-- START OF MATERIAL SUPPLIED --

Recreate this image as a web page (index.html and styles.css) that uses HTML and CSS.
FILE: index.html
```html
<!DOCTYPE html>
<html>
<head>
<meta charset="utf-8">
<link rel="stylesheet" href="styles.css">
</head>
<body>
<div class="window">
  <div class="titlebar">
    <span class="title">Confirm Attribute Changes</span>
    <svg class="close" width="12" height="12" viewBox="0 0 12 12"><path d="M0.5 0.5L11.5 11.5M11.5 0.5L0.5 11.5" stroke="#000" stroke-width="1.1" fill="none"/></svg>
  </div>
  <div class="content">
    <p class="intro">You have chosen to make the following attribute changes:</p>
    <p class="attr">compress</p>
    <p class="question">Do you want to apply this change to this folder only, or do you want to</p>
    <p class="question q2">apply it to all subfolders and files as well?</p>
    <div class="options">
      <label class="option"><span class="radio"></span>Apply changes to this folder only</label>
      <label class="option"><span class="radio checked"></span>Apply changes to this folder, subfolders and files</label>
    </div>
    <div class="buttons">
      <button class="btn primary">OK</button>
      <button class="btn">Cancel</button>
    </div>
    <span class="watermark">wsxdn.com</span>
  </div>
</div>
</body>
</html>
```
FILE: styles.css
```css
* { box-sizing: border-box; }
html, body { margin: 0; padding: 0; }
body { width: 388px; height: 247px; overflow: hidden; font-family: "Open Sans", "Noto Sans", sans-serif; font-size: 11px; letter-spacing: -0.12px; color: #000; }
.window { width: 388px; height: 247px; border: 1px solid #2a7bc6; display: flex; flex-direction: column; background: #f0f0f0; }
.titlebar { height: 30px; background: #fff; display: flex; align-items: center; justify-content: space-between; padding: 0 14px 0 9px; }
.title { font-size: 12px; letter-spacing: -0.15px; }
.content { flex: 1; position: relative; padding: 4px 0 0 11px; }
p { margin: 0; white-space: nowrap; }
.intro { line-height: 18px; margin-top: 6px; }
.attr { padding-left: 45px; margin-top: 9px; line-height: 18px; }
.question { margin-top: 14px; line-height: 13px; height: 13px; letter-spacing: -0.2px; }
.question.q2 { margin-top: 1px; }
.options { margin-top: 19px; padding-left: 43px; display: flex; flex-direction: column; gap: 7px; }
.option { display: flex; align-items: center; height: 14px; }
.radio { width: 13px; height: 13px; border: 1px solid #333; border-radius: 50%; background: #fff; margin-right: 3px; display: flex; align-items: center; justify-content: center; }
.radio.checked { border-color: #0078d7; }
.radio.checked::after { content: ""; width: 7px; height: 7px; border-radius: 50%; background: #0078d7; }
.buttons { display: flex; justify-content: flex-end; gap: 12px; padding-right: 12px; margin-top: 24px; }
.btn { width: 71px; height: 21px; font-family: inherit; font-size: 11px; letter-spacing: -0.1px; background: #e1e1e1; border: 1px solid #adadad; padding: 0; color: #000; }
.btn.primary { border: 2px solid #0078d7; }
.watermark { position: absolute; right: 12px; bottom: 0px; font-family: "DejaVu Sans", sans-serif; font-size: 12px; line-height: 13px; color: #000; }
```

-- END OF MATERIAL SUPPLIED --
-- START OF MATERIAL SUPPLIED --

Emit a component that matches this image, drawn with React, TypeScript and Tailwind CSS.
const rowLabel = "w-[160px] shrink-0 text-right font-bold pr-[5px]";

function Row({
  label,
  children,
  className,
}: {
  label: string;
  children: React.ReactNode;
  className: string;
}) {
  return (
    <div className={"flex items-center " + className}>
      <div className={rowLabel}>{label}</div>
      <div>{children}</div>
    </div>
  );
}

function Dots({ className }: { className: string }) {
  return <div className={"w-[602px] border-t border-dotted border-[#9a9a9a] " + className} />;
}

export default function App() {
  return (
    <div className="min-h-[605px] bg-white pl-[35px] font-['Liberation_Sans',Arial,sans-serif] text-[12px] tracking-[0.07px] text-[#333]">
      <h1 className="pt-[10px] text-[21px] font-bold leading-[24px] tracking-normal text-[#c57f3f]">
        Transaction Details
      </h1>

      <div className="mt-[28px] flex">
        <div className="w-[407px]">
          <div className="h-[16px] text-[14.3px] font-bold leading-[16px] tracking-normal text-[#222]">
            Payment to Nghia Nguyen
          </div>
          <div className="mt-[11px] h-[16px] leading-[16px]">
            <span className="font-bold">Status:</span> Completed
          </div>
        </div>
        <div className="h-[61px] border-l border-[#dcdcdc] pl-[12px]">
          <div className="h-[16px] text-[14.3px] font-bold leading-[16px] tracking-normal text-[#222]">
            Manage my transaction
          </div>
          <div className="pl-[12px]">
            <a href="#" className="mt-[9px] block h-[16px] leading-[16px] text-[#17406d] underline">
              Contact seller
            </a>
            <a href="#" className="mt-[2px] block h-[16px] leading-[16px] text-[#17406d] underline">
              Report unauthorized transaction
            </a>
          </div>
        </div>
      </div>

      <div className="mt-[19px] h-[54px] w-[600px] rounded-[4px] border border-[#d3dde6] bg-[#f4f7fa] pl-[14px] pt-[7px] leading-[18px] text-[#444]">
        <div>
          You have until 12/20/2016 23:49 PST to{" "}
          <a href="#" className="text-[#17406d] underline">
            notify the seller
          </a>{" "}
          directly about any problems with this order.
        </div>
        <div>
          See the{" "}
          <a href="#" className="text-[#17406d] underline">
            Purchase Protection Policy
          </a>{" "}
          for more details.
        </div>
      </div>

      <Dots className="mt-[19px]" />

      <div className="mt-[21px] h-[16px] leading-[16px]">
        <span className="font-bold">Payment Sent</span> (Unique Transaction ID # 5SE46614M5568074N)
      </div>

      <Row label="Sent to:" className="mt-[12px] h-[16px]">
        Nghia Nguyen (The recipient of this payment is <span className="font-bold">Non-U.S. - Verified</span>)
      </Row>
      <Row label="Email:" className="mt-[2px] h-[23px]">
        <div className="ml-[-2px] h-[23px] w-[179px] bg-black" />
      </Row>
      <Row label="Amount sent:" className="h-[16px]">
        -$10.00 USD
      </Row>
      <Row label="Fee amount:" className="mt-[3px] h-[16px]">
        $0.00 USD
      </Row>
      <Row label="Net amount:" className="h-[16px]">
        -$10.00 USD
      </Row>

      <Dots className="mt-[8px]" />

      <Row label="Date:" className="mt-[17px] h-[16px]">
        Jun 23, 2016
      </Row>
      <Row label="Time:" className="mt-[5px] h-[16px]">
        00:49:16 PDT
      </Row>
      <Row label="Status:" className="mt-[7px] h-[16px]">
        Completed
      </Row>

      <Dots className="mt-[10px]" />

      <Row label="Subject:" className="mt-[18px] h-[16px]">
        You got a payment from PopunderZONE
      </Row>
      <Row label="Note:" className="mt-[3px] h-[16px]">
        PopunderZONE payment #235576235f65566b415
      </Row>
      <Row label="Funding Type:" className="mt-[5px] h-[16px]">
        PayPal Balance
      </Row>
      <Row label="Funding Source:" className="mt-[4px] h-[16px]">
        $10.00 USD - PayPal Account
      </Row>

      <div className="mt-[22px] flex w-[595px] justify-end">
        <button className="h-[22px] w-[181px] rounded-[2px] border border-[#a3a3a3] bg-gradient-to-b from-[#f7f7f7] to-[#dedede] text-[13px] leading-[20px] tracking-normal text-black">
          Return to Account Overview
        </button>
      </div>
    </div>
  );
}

-- END OF MATERIAL SUPPLIED --

[GIVEN TASK]
Extract lines where the string "React" occurs.

[SOLUTION]
Emit a component that matches this image, drawn with React, TypeScript and Tailwind CSS.
  children: React.ReactNode;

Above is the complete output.